The proposed GOALI research generalizes the notion of life extending control of a single generating unit to load control to several generating units interconnected on a common grid. This research introduces a novel concept of Life Extending Load Dispatch System (LELDS) that is characterized by:
A two-tier structure for load scheduling and life extension of individual generating units over the grid;
Load dispatching and unit commitment based on health monitoring, conducted at the upper level;
Localized robust life extending control of individual generating units conducted at the lower level.

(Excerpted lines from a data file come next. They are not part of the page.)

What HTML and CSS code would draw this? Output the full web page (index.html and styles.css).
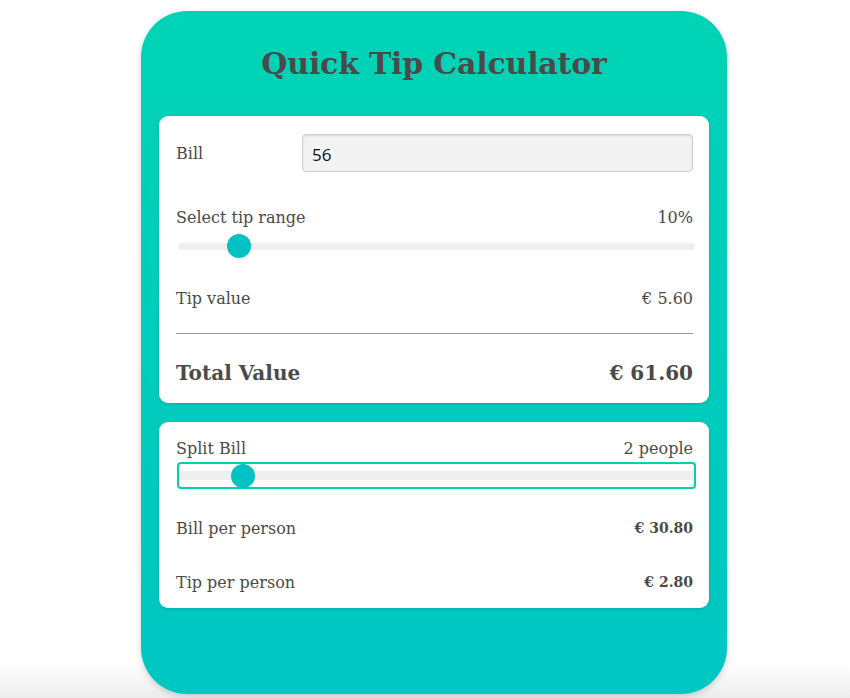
FILE: index.html
```html
<!DOCTYPE html>
<html>
<head>
<meta charset="utf-8">
<link rel="stylesheet" href="styles.css">
</head>
<body>
<main class="card">
  <h1 class="title">Quick Tip Calculator</h1>
  <section class="panel panel-main">
    <div class="row bill-row">
      <label class="label bill-label" for="bill">Bill</label>
      <input class="bill-input" id="bill" type="text" value="56">
    </div>
    <div class="row tip-head">
      <span class="label">Select tip range</span>
      <span class="value">10%</span>
    </div>
    <input class="range tip-range" type="range" min="0" max="100" value="10">
    <div class="row tip-value">
      <span class="label">Tip value</span>
      <span class="value">€ 5.60</span>
    </div>
    <hr class="divider">
    <div class="row total">
      <span class="total-label">Total Value</span>
      <span class="total-value">€ 61.60</span>
    </div>
  </section>
  <section class="panel panel-split">
    <div class="row split-head">
      <span class="label">Split Bill</span>
      <span class="value">2 people</span>
    </div>
    <div class="split-box">
      <input class="range split-range" type="range" min="0" max="19" value="2">
    </div>
    <div class="row per-row first">
      <span class="label">Bill per person</span>
      <span class="strong">€ 30.80</span>
    </div>
    <div class="row per-row second">
      <span class="label">Tip per person</span>
      <span class="strong">€ 2.80</span>
    </div>
  </section>
</main>
</body>
</html>
```

FILE: styles.css
```css
* { box-sizing: border-box; }
html, body { margin: 0; padding: 0; }
body {
  height: 698px;
  overflow: hidden;
  background: linear-gradient(to bottom, #ffffff 0, #ffffff 664px, #ececec 698px);
  font-family: "DejaVu Serif", serif;
  color: #4a4a4a;
}
.card {
  width: 586px;
  height: 683px;
  margin: 11px 0 0 141px;
  padding: 0 18px;
  border-radius: 46px;
  background: linear-gradient(to bottom, #00d3b5 0%, #00c6c2 100%);
  box-shadow: 0 2px 6px rgba(0,0,0,0.18);
  display: flex;
  flex-direction: column;
}
.title {
  margin: 0;
  height: 105px;
  display: flex;
  align-items: center;
  justify-content: center;
  padding-bottom: 0;
  font-size: 30px;
  font-weight: bold;
  color: #4a4a4a;
  letter-spacing: -0.2px;
}
.panel {
  background: #fff;
  border-radius: 9px;
  padding: 0 16px 0 17px;
  box-shadow: 0 1px 3px rgba(0,0,0,0.15);
}
.panel-main { height: 287px; padding-top: 18px; }
.panel-split { height: 186px; margin-top: 19px; padding-top: 16px; }
.row {
  display: flex;
  align-items: center;
  justify-content: space-between;
}
.label, .value { font-size: 16px; }
.bill-row { height: 38px; justify-content: flex-start; }
.bill-label { width: 126px; }
.bill-input {
  width: 391px;
  height: 38px;
  border: 1px solid #cfcfcf;
  border-radius: 4px;
  background: #f3f3f3;
  box-shadow: inset 0 1px 2px rgba(0,0,0,0.12);
  padding: 2px 9px 0;
  font-family: "Open Sans", sans-serif;
  font-size: 17px;
  color: #111;
  outline: none;
}
.tip-head { margin-top: 35px; height: 20px; }
.range {
  -webkit-appearance: none;
  appearance: none;
  display: block;
  margin: 0;
  background: transparent;
  width: 100%;
}
.range::-webkit-slider-runnable-track {
  height: 7px;
  border-radius: 4px;
  background: #eeeeee;
}
.range::-webkit-slider-thumb {
  -webkit-appearance: none;
  width: 24px;
  height: 24px;
  border-radius: 50%;
  background: #00c2c2;
  border: none;
  margin-top: -8.5px;
}
.tip-range { width: 517px; margin: 7px 0 0 2px; height: 24px; }
.tip-value { margin-top: 30px; height: 20px; }
.divider {
  margin: 25px 0 0;
  border: 0;
  border-top: 1px solid #9a9a9a;
  height: 0;
}
.total { margin-top: 26px; height: 26px; }
.total-label, .total-value { font-size: 20px; font-weight: bold; color: #4a4a4a; }
.split-head { height: 20px; }
.split-box {
  margin: 4px -3px 0 1px;
  border: 2px solid #00cfb0;
  border-radius: 4px;
  height: 27px;
  display: flex;
  align-items: center;
}
.split-range { height: 23px; }
.split-range::-webkit-slider-runnable-track { height: 9px; border-radius: 0; }
.split-range::-webkit-slider-thumb { margin-top: -7px; }
.per-row { height: 20px; }
.per-row.first { margin-top: 29px; }
.per-row.second { margin-top: 34px; }
.strong { font-size: 14px; font-weight: bold; }
```
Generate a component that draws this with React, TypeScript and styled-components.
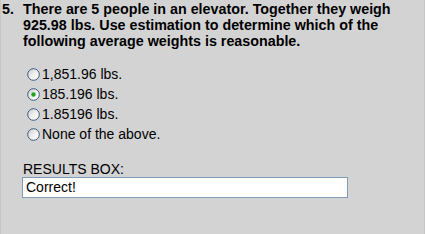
import React from "react";
import styled, { createGlobalStyle } from "styled-components";

const Global = createGlobalStyle`
  html, body { margin: 0; padding: 0; background: #d3d3d3; }
  body { font-family: "Liberation Sans", Arial, sans-serif; color: #000; }
`;

const Page = styled.div`
  width: 425px;
  height: 234px;
  box-sizing: border-box;
  background: #d3d3d3;
  border-left: 1px solid #c6c6c6;
  border-right: 1px solid #c6c6c6;
  padding: 1px 0 0 1px;
`;

const Question = styled.div`
  display: flex;
  font-weight: bold;
  font-size: 14.3px;
  line-height: 16px;
`;

const Num = styled.span`
  flex: 0 0 21px;
`;

const QText = styled.span`
  flex: 1;
`;

const Options = styled.div`
  display: flex;
  flex-direction: column;
  margin: 17px 0 0 25px;
  gap: 4px;
`;

const Row = styled.label`
  display: flex;
  align-items: center;
  gap: 2px;
  font-size: 14px;
  line-height: 16px;
  height: 16px;
`;

const Label = styled.div`
  margin: 19px 0 0 21px;
  font-size: 14px;
  line-height: 16px;
`;

const Box = styled.div`
  margin: 0 0 0 20px;
  width: 326px;
  height: 21px;
  box-sizing: border-box;
  border: 1px solid #7f9db9;
  background: #fff;
  font-size: 14px;
  line-height: 19px;
  padding-left: 3px;
`;

const Radio: React.FC<{ checked?: boolean }> = ({ checked }) => (
  <svg width="13" height="13" viewBox="0 0 13 13">
    <defs>
      <linearGradient id={checked ? "rgc" : "rgu"} x1="0" y1="0" x2="1" y2="1">
        <stop offset="0" stopColor="#c8c8c8" />
        <stop offset="0.5" stopColor="#f0f0f0" />
        <stop offset="1" stopColor="#ffffff" />
      </linearGradient>
    </defs>
    <circle cx="6.5" cy="6.5" r="5.8" fill={`url(#${checked ? "rgc" : "rgu"})`} stroke="#3c5a80" strokeWidth="1" />
    {checked && <circle cx="6.5" cy="6.5" r="2.2" fill="#21a121" />}
  </svg>
);

const options = ["1,851.96 lbs.", "185.196 lbs.", "1.85196 lbs.", "None of the above."];

export default function App() {
  return (
    <>
      <Global />
      <Page>
        <Question>
          <Num>5.</Num>
          <QText>
            There are 5 people in an elevator. Together they weigh 925.98 lbs. Use estimation to determine which of the
            following average weights is reasonable.
          </QText>
        </Question>
        <Options>
          {options.map((o, i) => (
            <Row key={o}>
              <Radio checked={i === 1} />
              {o}
            </Row>
          ))}
        </Options>
        <Label>RESULTS BOX:</Label>
        <Box>Correct!</Box>
      </Page>
    </>
  );
}
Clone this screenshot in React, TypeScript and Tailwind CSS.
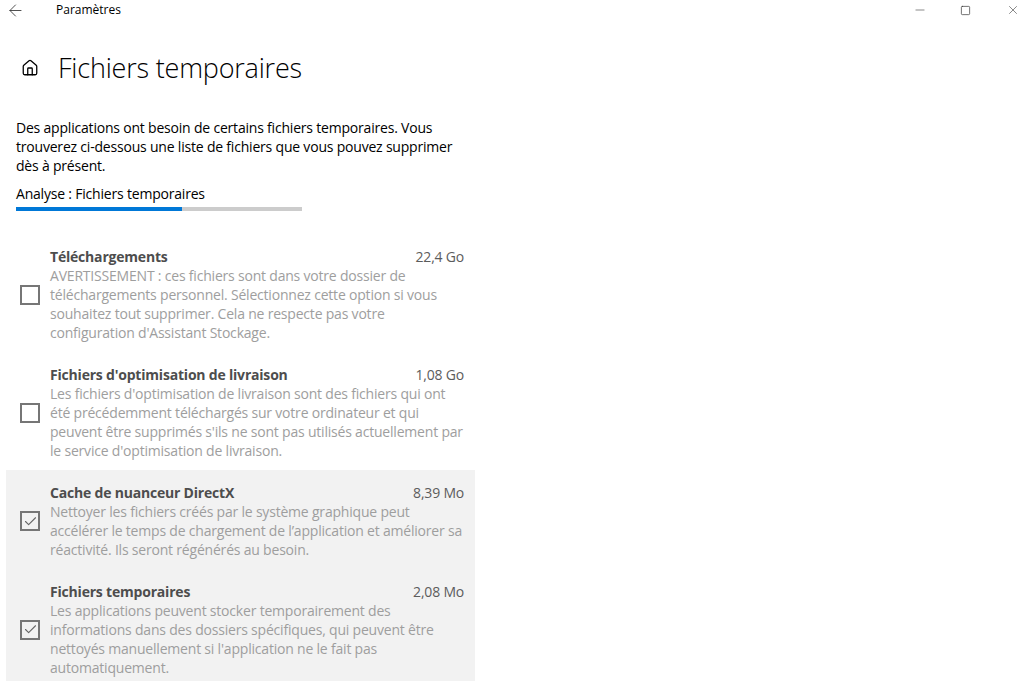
import { ArrowLeft, Minus, Square, X, Home, Check } from "lucide-react";

type Item = {
  title: string;
  size: string;
  desc: string;
  checked: boolean;
};

const items: Item[] = [
  {
    title: "Téléchargements",
    size: "22,4 Go",
    desc: "AVERTISSEMENT : ces fichiers sont dans votre dossier de téléchargements personnel. Sélectionnez cette option si vous souhaitez tout supprimer. Cela ne respecte pas votre configuration d'Assistant Stockage.",
    checked: false,
  },
  {
    title: "Fichiers d'optimisation de livraison",
    size: "1,08 Go",
    desc: "Les fichiers d'optimisation de livraison sont des fichiers qui ont été précédemment téléchargés sur votre ordinateur et qui peuvent être supprimés s'ils ne sont pas utilisés actuellement par le service d'optimisation de livraison.",
    checked: false,
  },
  {
    title: "Cache de nuanceur DirectX",
    size: "8,39 Mo",
    desc: "Nettoyer les fichiers créés par le système graphique peut accélérer le temps de chargement de l’application et améliorer sa réactivité. Ils seront régénérés au besoin.",
    checked: true,
  },
  {
    title: "Fichiers temporaires",
    size: "2,08 Mo",
    desc: "Les applications peuvent stocker temporairement des informations dans des dossiers spécifiques, qui peuvent être nettoyés manuellement si l'application ne le fait pas automatiquement.",
    checked: true,
  },
];

function FileRow({ item }: { item: Item }) {
  return (
    <div
      className={`flex items-center pl-[14px] pr-[11px] pt-[13px] pb-[10px] ${
        item.checked ? "bg-[#f2f2f2]" : ""
      }`}
    >
      <div className="w-[20px] h-[20px] border-2 border-[#767676] flex items-center justify-center shrink-0">
        {item.checked && <Check className="w-[15px] h-[15px] text-[#666]" strokeWidth={1.7} />}
      </div>
      <div className="ml-[10px] flex-1 text-[14px] leading-[19px] tracking-[-0.2px]">
        <div className="flex justify-between">
          <span className="font-bold text-[#4d4d4d]">{item.title}</span>
          <span className="text-[#5c5c5c]">{item.size}</span>
        </div>
        <p className="text-[#9e9e9e]">{item.desc}</p>
      </div>
    </div>
  );
}

export default function App() {
  return (
    <div
      className="w-[1024px] h-[681px] bg-white overflow-hidden text-black"
      style={{ fontFamily: '"Segoe UI", "Open Sans", "Noto Sans", sans-serif' }}
    >
      {/* Title bar */}
      <div className="flex items-center h-[18px] pt-[2px]">
        <ArrowLeft className="ml-[6px] w-[19px] h-[19px] text-[#222]" strokeWidth={1} />
        <span className="ml-[31px] text-[12px]">Paramètres</span>
        <div className="ml-auto flex items-center">
          <Minus className="w-[14px] h-[14px] text-[#333] mr-[33px]" strokeWidth={1} />
          <Square className="w-[11px] h-[11px] text-[#333] mr-[35px]" strokeWidth={1.5} />
          <X className="w-[14px] h-[14px] text-[#333] mr-[4px]" strokeWidth={1} />
        </div>
      </div>

      {/* Header */}
      <div className="flex items-center mt-[30px] pl-[21px] h-[40px]">
        <Home className="w-[18px] h-[18px]" strokeWidth={1.7} />
        <h1 className="ml-[19px] text-[27px] font-light tracking-[-0.2px]">Fichiers temporaires</h1>
      </div>

      <div className="pl-[16px] mt-[30px] text-[14px] leading-[19px] tracking-[-0.2px]">
        <p className="w-[445px]">
          Des applications ont besoin de certains fichiers temporaires. Vous trouverez ci-dessous une liste de
          fichiers que vous pouvez supprimer dès à présent.
        </p>
        <p className="mt-[9px]">Analyse : Fichiers temporaires</p>
        <div className="mt-[4px] w-[286px] h-[4px] bg-[#cccccc]">
          <div className="h-full bg-[#0078d7]" style={{ width: "58%" }} />
        </div>
      </div>

      <div className="ml-[6px] w-[469px] mt-[23px]">
        {items.map((it) => (
          <FileRow key={it.title} item={it} />
        ))}
      </div>
    </div>
  );
}
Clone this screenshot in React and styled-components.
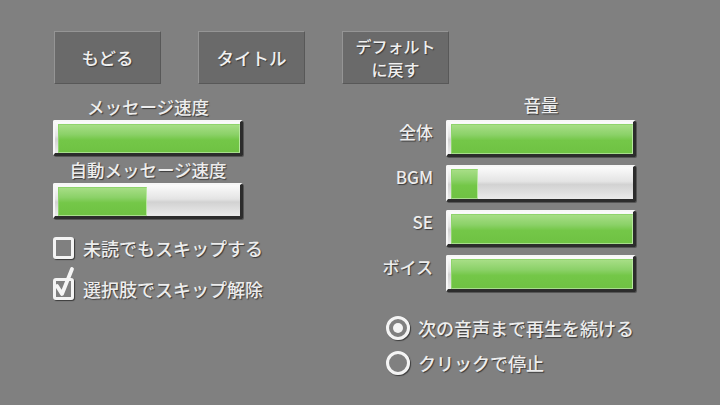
import React from 'react';
import styled, { createGlobalStyle } from 'styled-components';

const GlobalStyle = createGlobalStyle`
  html, body {
    margin: 0;
    padding: 0;
    background: #808080;
  }
  * {
    box-sizing: border-box;
  }
`;

const Screen = styled.div`
  width: 720px;
  height: 405px;
  overflow: hidden;
  background: #808080;
  font-family: "Noto Sans CJK JP", "Noto Sans", sans-serif;
  font-weight: 500;
  color: #ededed;
  padding: 31px 0 0 53px;
`;

const TopBar = styled.div`
  display: flex;
  gap: 37px;
  padding-left: 1px;
`;

const MenuButton = styled.button`
  width: 107px;
  height: 53px;
  background: #6a6a6a;
  border: 1px solid;
  border-color: #959595 #585858 #585858 #959595;
  color: #f0f0f0;
  font-family: inherit;
  font-weight: inherit;
  font-size: ${(p) => (p.$small ? '16px' : '17.5px')};
  line-height: ${(p) => (p.$small ? '23px' : '1')};
  text-shadow: 1px 1px 1px #3a3a3a;
  display: flex;
  align-items: center;
  justify-content: center;
  padding: 0;
  cursor: pointer;
`;

const Body = styled.div`
  display: flex;
  gap: 130px;
  margin-top: 12px;
`;

const LeftColumn = styled.div`
  width: 190px;
  display: flex;
  flex-direction: column;
`;

const Label = styled.div`
  font-size: 17.5px;
  line-height: 22px;
  text-align: center;
  text-shadow: 1px 1px 1px #3a3a3a;
  margin-top: ${(p) => p.$top || 0}px;
  margin-bottom: 2px;
  white-space: nowrap;
`;

const Track = styled.div`
  width: ${(p) => p.$w || 190}px;
  height: ${(p) => p.$h || 36}px;
  border-style: solid;
  border-width: 2px 3px 3px 2px;
  border-color: #f7f7f7 #2c2c2c #2c2c2c #f7f7f7;
  border-radius: 2px;
  background: linear-gradient(#fbfbfb 0%, #e4e4e4 45%, #d2d2d2 55%, #ebebeb 100%);
  padding: 2px 0 0 3px;
  box-shadow: 1px 1px 0 #555;
`;

const Fill = styled.div`
  height: 100%;
  background: linear-gradient(#a7de86 0%, #8bd168 35%, #74c748 55%, #6fc243 100%);
  border: 1px solid #8fd46c;
  border-right-color: #b8e8a0;
  border-bottom-color: #a8de8c;
`;

const CheckList = styled.div`
  display: flex;
  flex-direction: column;
  gap: 15px;
  margin-top: 16px;
`;

const OptionRow = styled.label`
  display: flex;
  align-items: center;
  gap: ${(p) => p.$gap || 9}px;
  height: 26px;
  font-size: 18px;
  text-shadow: 1px 1px 1px #3a3a3a;
  white-space: nowrap;
  cursor: pointer;
`;

const Box = styled.span`
  position: relative;
  width: 21px;
  height: 22px;
  border: 3px solid #f4f4f4;
  border-radius: 3px;
  flex: none;
  box-shadow: 1px 1px 1px #3a3a3a;
`;

const CheckMark = styled.svg`
  position: absolute;
  left: -1px;
  top: -13px;
  width: 20px;
  height: 29px;
  overflow: visible;
`;

const RightColumn = styled.div`
  display: flex;
  flex-direction: column;
  margin-top: -2px;
`;

const VolumeHeading = styled(Label)`
  padding-left: 73px;
  margin-bottom: 4px;
`;

const VolumeGrid = styled.div`
  display: grid;
  grid-template-columns: 60px 190px;
  column-gap: 13px;
  row-gap: 8px;
`;

const RowLabel = styled.div`
  text-align: right;
  font-size: 17px;
  line-height: 24px;
  text-shadow: 1px 1px 1px #3a3a3a;
  white-space: nowrap;
`;

const RadioList = styled.div`
  display: flex;
  flex-direction: column;
  gap: 9px;
  margin-top: 23px;
  padding-left: 13px;
`;

const Radio = styled.span`
  width: 24px;
  height: 24px;
  border: 3px solid #f4f4f4;
  border-radius: 50%;
  flex: none;
  display: flex;
  align-items: center;
  justify-content: center;
  box-shadow: 1px 1px 1px #3a3a3a;

  &::after {
    content: '';
    width: 10px;
    height: 10px;
    border-radius: 50%;
    background: ${(p) => (p.$on ? '#f4f4f4' : 'transparent')};
  }
`;

const Slider = ({ value, h }) => (
  <Track $h={h}>
    <Fill style={{ width: `${value}%` }} />
  </Track>
);

const Checkbox = ({ checked, children }) => (
  <OptionRow>
    <Box>
      {checked && (
        <CheckMark viewBox="0 0 20 29">
          <path
            d="M2 18 L7 26 L17 1"
            fill="none"
            stroke="#f6f6f6"
            strokeWidth="3.8"
            strokeLinecap="round"
            strokeLinejoin="round"
          />
        </CheckMark>
      )}
    </Box>
    {children}
  </OptionRow>
);

const volumes = [
  { name: '全体', value: 100 },
  { name: 'BGM', value: 15 },
  { name: 'SE', value: 100 },
  { name: 'ボイス', value: 100 },
];

export default function App() {
  return (
    <>
      <GlobalStyle />
      <Screen>
        <TopBar>
          <MenuButton>もどる</MenuButton>
          <MenuButton>タイトル</MenuButton>
          <MenuButton $small>
            デフォルト
            <br />
            に戻す
          </MenuButton>
        </TopBar>

        <Body>
          <LeftColumn>
            <Label>メッセージ速度</Label>
            <Slider value={100} />
            <Label $top={3}>自動メッセージ速度</Label>
            <Slider value={49} />
            <CheckList>
              <Checkbox>未読でもスキップする</Checkbox>
              <Checkbox checked>選択肢でスキップ解除</Checkbox>
            </CheckList>
          </LeftColumn>

          <RightColumn>
            <VolumeHeading>音量</VolumeHeading>
            <VolumeGrid>
              {volumes.map((v) => (
                <React.Fragment key={v.name}>
                  <RowLabel>{v.name}</RowLabel>
                  <Slider value={v.value} h={37} />
                </React.Fragment>
              ))}
            </VolumeGrid>
            <RadioList>
              <OptionRow $gap={8}>
                <Radio $on />
                次の音声まで再生を続ける
              </OptionRow>
              <OptionRow $gap={8}>
                <Radio />
                クリックで停止
              </OptionRow>
            </RadioList>
          </RightColumn>
        </Body>
      </Screen>
    </>
  );
}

The objective of this research is to investigate feasibility and viability of the proposed Life Extending Load Dispatch System (LELDS) over a conventional Load Dispatch System (LDS) that does not explicitly address the issue of equipment health (i.e., structural durability) of power plants. As unit reliability has become one of the most dominant economic factors in the deregulated environment, market pricing and penalties of energy supplied or lost often far outweigh the economics of transmission loss considerations or fine tuning of the generation levels. The LELDS will include the requirements of several dynamic and steady state energy services that are important to the regulation and control of grid as a whole. In the present environment of electricity deregulation, revenue and economic penalties are assigned to each of the grid energy control services thereby elevating their impact on the generating units and utility companies in contrast to the previous regulated environment. From this perspective, potential benefits of the proposed LELDS include: increased power system reliability and lower electricity generation cost, reduced maintenance, and increased availability of the generating units to satisfy energy market transactions as well as fluctuating native load on the grid. An additional feature of the proposed research is exchange of real-time information among the LELDS and generating units for remote health monitoring, diagnostics, and maintenance. Feasibility of these concepts will be validated on a testbed that will simulate a power system grid along with pertinent electromechanical and thermal-hydraulic dynamics of individual generating units.